DIRECTIONS FOR THIS TASK = Print the records below exactly, from the line containing "Output the component" down to the line containing "import React from", both lines included, and omit every picture.

DATA FOR PROCESSING =

+---+

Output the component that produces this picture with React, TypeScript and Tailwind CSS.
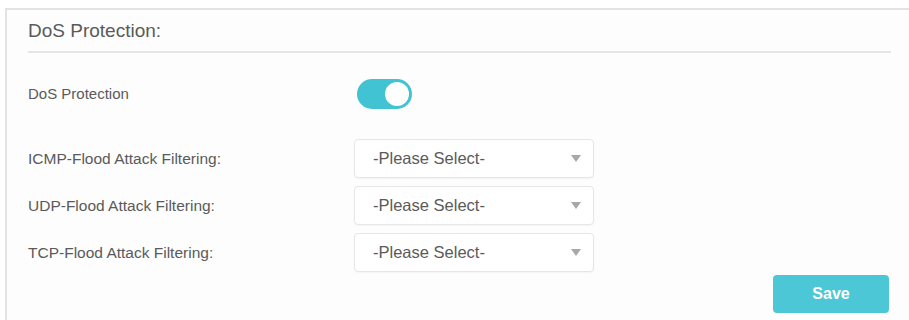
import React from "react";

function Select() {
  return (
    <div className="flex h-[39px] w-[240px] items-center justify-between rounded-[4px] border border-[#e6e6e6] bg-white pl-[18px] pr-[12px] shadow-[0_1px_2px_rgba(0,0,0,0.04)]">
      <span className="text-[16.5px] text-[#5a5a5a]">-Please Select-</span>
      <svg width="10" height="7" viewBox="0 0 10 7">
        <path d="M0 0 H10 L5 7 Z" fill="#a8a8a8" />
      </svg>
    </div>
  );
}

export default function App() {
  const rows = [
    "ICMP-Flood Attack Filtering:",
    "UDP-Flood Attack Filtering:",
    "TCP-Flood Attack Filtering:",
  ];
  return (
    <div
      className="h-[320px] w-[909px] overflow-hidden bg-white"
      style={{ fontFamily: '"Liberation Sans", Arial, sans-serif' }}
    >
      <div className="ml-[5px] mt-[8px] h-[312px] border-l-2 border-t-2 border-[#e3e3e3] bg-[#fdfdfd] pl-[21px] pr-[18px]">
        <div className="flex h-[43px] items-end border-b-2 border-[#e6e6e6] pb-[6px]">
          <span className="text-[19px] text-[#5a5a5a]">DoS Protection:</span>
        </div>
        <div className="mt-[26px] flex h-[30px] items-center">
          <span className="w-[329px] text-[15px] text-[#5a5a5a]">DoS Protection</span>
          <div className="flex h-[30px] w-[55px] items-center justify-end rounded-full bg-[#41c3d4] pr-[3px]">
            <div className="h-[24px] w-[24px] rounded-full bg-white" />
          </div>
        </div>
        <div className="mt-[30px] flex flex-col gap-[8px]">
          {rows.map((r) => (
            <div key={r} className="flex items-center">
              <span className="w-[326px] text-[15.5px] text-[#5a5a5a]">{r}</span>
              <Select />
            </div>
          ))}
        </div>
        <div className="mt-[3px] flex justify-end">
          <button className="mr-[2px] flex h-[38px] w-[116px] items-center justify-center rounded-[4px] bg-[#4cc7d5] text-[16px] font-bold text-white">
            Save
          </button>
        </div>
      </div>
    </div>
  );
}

+---+

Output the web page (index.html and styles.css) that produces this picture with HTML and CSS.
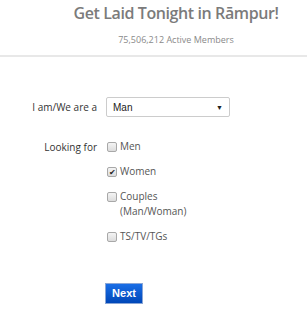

+---+

WRITTEN REPLY =
Output the component that produces this picture with React, TypeScript and Tailwind CSS.
import React from "react";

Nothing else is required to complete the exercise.